The Absurd Primacy of the Automobile in American Life
Considering the constant fatalities, rampant pollution, and exorbitant costs of ownership, is the car’s dominance a little insane?
Edward Humes Apr 12, 2016
The car is the star. That’s been true for well over a century—unrivaled staying power for an industrial-age, pistons-and-brute-force machine in an era so dominated by silicon and software. Cars conquered the daily culture of American life back when top hats and child labor were in vogue, and well ahead of such other innovations as radio, plastic, refrigerators, the electrical grid, and women’s suffrage.
A big part of why they’ve stuck around is that they are the epitome of convenience. That’s the allure and the promise that’s kept drivers hooked, dating all the way back to the versatile, do-everything Ford Model T. Convenience (some might call it freedom) is not a selling point to be easily dismissed—this trusty conveyance, always there, always ready, on no schedule but its owner’s. Buses can’t do that. Trains can’t do that. Even Uber makes riders wait.

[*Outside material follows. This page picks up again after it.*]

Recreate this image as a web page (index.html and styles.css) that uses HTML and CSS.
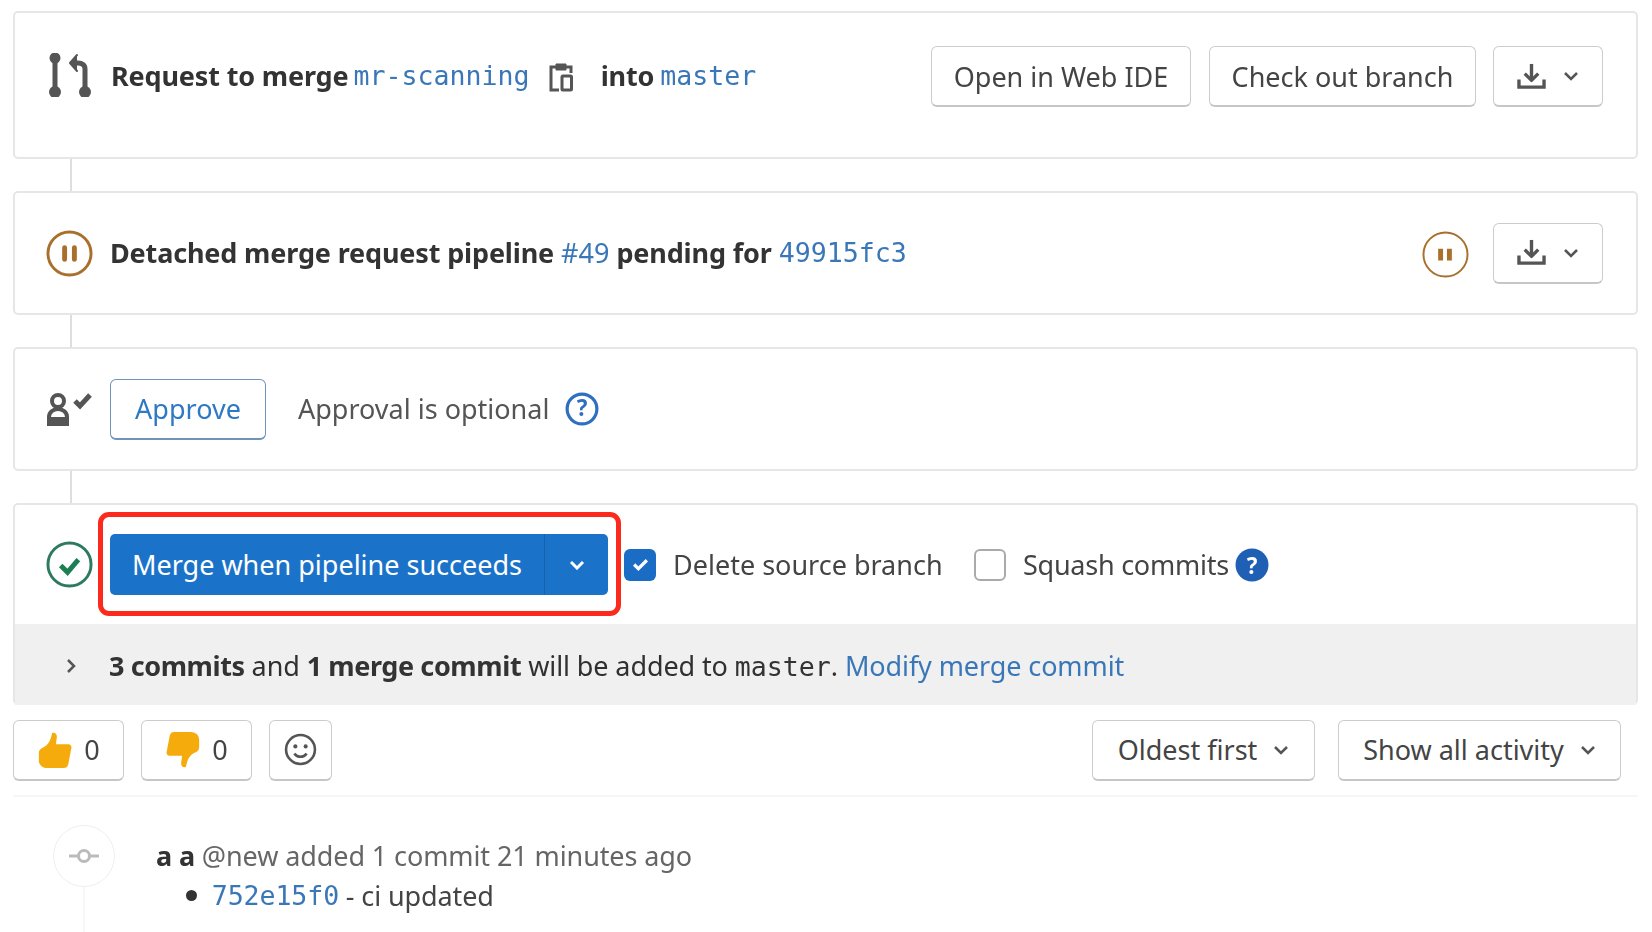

But convenience, along with American history, culture, rituals, and man-machine affection, hide the true cost and nature of cars. And what is that nature? Simply this: In almost every way imaginable, the car, as it is deployed and used today, is insane.
What are the failings of cars? First and foremost, they are profligate wasters of money and fuel: More than 80 cents of every dollar spent on gasoline is squandered by the inherent inefficiencies of the modern internal combustion engine. No part of daily life wastes more energy and, by extension, more money than the modern automobile. While burning through all that fuel, cars and trucks spew toxins and particulate waste into the atmosphere that induce cancer, lung disease, and asthma. These emissions measurably decrease longevity—not by a matter of days, but years. The Massachusetts Institute of Technology calculates that 53,000 Americans die prematurely every year from vehicle pollution, losing 10 years of life on average compared to their lifespans in the absence of tailpipe emissions.
There are also the indirect environmental, health, and economic costs of extracting, transporting, and refining oil for vehicle fuels, and the immense national-security costs and risks of being dependent on oil imports for significant amounts of that fuel. As an investment, the car is a massive waste of opportunity—“the world’s most underutilized asset,” the investment firm Morgan Stanley calls it. That’s because the average car sits idle 92 percent of the time. Accounting for all costs, from fuel to insurance to depreciation, the average car owner in the U.S. pays $12,544 a year for a car that puts in a mere 14-hour workweek. Drive an SUV? Tack on another $1,908.14
Then there is the matter of climate. Transportation is a principal cause of the global climate crisis, exacerbated by a stubborn attachment to archaic, wasteful, and inefficient transportation modes and machines. But are cars the true culprit? Airplanes, for instance, are often singled out as the most carbon-intensive form of travel in terms of emissions per passenger-mile (or per ton of cargo), but that’s not the whole story: Total passenger miles by air are miniscule compared to cars. In any given year, 60 percent of American adults never set foot on an airplane, and the vast majority who do fly take only one round trip a year. Unfortunately, air travel is not the primary problem, contributing only 8 percent of U.S. transportation-related greenhouse gases. Cars and trucks, by contrast, pump out a combined 83 percent of transportation carbon.
Annual U.S. highway fatalities outnumber the yearly fatalities of the wars in Vietnam and Iraq, the War of 1812, and the American Revolution.